== Information supplied ==

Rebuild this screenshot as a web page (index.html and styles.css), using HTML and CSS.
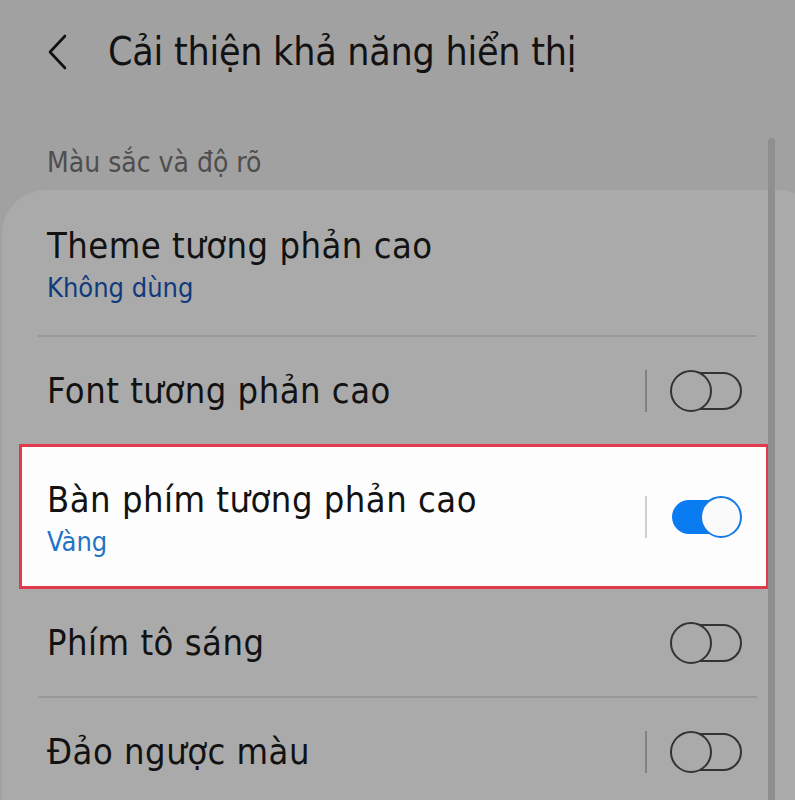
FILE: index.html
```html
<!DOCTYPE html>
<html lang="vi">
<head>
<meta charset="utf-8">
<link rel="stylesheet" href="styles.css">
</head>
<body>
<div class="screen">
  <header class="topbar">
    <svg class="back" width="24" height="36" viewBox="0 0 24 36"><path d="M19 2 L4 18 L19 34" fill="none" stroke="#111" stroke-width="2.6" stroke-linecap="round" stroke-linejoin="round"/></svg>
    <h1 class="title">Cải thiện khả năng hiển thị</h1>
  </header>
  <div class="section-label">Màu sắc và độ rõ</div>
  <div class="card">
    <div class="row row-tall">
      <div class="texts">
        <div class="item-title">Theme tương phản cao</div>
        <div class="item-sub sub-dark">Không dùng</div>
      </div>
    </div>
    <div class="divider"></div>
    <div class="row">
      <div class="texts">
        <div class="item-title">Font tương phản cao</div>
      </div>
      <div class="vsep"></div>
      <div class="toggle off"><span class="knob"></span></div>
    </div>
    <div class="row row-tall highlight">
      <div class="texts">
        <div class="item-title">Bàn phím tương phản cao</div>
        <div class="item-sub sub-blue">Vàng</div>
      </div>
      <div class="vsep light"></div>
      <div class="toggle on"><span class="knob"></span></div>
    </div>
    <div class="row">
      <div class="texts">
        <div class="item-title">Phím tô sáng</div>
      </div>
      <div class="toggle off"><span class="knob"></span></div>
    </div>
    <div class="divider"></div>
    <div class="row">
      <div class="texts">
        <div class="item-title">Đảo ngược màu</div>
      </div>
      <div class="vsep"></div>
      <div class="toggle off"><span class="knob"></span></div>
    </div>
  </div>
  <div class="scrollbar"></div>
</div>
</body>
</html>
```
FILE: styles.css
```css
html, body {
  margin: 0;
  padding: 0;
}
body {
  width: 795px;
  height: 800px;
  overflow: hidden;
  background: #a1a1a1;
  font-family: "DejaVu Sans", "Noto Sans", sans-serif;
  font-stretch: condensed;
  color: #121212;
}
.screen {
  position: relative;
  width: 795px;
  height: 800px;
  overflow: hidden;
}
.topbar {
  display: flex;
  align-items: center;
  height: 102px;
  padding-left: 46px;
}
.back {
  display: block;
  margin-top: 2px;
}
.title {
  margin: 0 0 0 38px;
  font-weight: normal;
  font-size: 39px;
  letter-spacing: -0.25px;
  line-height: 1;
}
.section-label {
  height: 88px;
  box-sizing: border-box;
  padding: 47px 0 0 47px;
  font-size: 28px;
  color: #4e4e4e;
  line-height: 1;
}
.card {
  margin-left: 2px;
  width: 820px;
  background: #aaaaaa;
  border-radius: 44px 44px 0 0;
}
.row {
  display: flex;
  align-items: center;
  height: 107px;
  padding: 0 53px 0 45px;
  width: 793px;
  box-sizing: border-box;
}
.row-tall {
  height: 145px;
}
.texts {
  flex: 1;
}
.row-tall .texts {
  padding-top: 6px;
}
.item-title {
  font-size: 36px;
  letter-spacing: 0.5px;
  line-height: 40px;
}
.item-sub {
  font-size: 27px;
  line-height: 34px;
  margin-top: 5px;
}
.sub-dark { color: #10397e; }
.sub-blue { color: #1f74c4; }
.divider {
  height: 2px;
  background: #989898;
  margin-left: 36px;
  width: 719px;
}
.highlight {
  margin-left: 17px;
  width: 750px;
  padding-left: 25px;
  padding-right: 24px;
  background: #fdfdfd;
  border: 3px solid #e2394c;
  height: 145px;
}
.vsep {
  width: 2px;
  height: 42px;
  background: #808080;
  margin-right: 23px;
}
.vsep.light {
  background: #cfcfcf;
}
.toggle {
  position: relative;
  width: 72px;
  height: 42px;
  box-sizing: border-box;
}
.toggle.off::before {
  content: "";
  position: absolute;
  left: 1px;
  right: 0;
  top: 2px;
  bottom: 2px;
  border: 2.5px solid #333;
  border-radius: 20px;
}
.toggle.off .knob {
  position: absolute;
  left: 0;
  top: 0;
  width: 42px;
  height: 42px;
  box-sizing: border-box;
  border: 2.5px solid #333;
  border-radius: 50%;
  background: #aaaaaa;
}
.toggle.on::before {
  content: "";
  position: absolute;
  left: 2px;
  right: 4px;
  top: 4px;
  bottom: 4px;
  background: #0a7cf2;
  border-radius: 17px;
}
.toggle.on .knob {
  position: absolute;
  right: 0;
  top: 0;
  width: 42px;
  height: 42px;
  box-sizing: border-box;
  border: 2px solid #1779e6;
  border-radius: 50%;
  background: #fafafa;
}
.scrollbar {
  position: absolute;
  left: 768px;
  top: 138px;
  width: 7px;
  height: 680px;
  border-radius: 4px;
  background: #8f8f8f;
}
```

===

**What is needed:** Write out the data precisely as given, excluding the pictures.

**Written reply:**
Rebuild this screenshot as a web page (index.html and styles.css), using HTML and CSS.
FILE: index.html
```html
<!DOCTYPE html>
<html lang="vi">
<head>
<meta charset="utf-8">
<link rel="stylesheet" href="styles.css">
</head>
<body>
<div class="screen">
  <header class="topbar">
    <svg class="back" width="24" height="36" viewBox="0 0 24 36"><path d="M19 2 L4 18 L19 34" fill="none" stroke="#111" stroke-width="2.6" stroke-linecap="round" stroke-linejoin="round"/></svg>
    <h1 class="title">Cải thiện khả năng hiển thị</h1>
  </header>
  <div class="section-label">Màu sắc và độ rõ</div>
  <div class="card">
    <div class="row row-tall">
      <div class="texts">
        <div class="item-title">Theme tương phản cao</div>
        <div class="item-sub sub-dark">Không dùng</div>
      </div>
    </div>
    <div class="divider"></div>
    <div class="row">
      <div class="texts">
        <div class="item-title">Font tương phản cao</div>
      </div>
      <div class="vsep"></div>
      <div class="toggle off"><span class="knob"></span></div>
    </div>
    <div class="row row-tall highlight">
      <div class="texts">
        <div class="item-title">Bàn phím tương phản cao</div>
        <div class="item-sub sub-blue">Vàng</div>
      </div>
      <div class="vsep light"></div>
      <div class="toggle on"><span class="knob"></span></div>
    </div>
    <div class="row">
      <div class="texts">
        <div class="item-title">Phím tô sáng</div>
      </div>
      <div class="toggle off"><span class="knob"></span></div>
    </div>
    <div class="divider"></div>
    <div class="row">
      <div class="texts">
        <div class="item-title">Đảo ngược màu</div>
      </div>
      <div class="vsep"></div>
      <div class="toggle off"><span class="knob"></span></div>
    </div>
  </div>
  <div class="scrollbar"></div>
</div>
</body>
</html>
```
FILE: styles.css
```css
html, body {
  margin: 0;
  padding: 0;
}
body {
  width: 795px;
  height: 800px;
  overflow: hidden;
  background: #a1a1a1;
  font-family: "DejaVu Sans", "Noto Sans", sans-serif;
  font-stretch: condensed;
  color: #121212;
}
.screen {
  position: relative;
  width: 795px;
  height: 800px;
  overflow: hidden;
}
.topbar {
  display: flex;
  align-items: center;
  height: 102px;
  padding-left: 46px;
}
.back {
  display: block;
  margin-top: 2px;
}
.title {
  margin: 0 0 0 38px;
  font-weight: normal;
  font-size: 39px;
  letter-spacing: -0.25px;
  line-height: 1;
}
.section-label {
  height: 88px;
  box-sizing: border-box;
  padding: 47px 0 0 47px;
  font-size: 28px;
  color: #4e4e4e;
  line-height: 1;
}
.card {
  margin-left: 2px;
  width: 820px;
  background: #aaaaaa;
  border-radius: 44px 44px 0 0;
}
.row {
  display: flex;
  align-items: center;
  height: 107px;
  padding: 0 53px 0 45px;
  width: 793px;
  box-sizing: border-box;
}
.row-tall {
  height: 145px;
}
.texts {
  flex: 1;
}
.row-tall .texts {
  padding-top: 6px;
}
.item-title {
  font-size: 36px;
  letter-spacing: 0.5px;
  line-height: 40px;
}
.item-sub {
  font-size: 27px;
  line-height: 34px;
  margin-top: 5px;
}
.sub-dark { color: #10397e; }
.sub-blue { color: #1f74c4; }
.divider {
  height: 2px;
  background: #989898;
  margin-left: 36px;
  width: 719px;
}
.highlight {
  margin-left: 17px;
  width: 750px;
  padding-left: 25px;
  padding-right: 24px;
  background: #fdfdfd;
  border: 3px solid #e2394c;
  height: 145px;
}
.vsep {
  width: 2px;
  height: 42px;
  background: #808080;
  margin-right: 23px;
}
.vsep.light {
  background: #cfcfcf;
}
.toggle {
  position: relative;
  width: 72px;
  height: 42px;
  box-sizing: border-box;
}
.toggle.off::before {
  content: "";
  position: absolute;
  left: 1px;
  right: 0;
  top: 2px;
  bottom: 2px;
  border: 2.5px solid #333;
  border-radius: 20px;
}
.toggle.off .knob {
  position: absolute;
  left: 0;
  top: 0;
  width: 42px;
  height: 42px;
  box-sizing: border-box;
  border: 2.5px solid #333;
  border-radius: 50%;
  background: #aaaaaa;
}
.toggle.on::before {
  content: "";
  position: absolute;
  left: 2px;
  right: 4px;
  top: 4px;
  bottom: 4px;
  background: #0a7cf2;
  border-radius: 17px;
}
.toggle.on .knob {
  position: absolute;
  right: 0;
  top: 0;
  width: 42px;
  height: 42px;
  box-sizing: border-box;
  border: 2px solid #1779e6;
  border-radius: 50%;
  background: #fafafa;
}
.scrollbar {
  position: absolute;
  left: 768px;
  top: 138px;
  width: 7px;
  height: 680px;
  border-radius: 4px;
  background: #8f8f8f;
}
```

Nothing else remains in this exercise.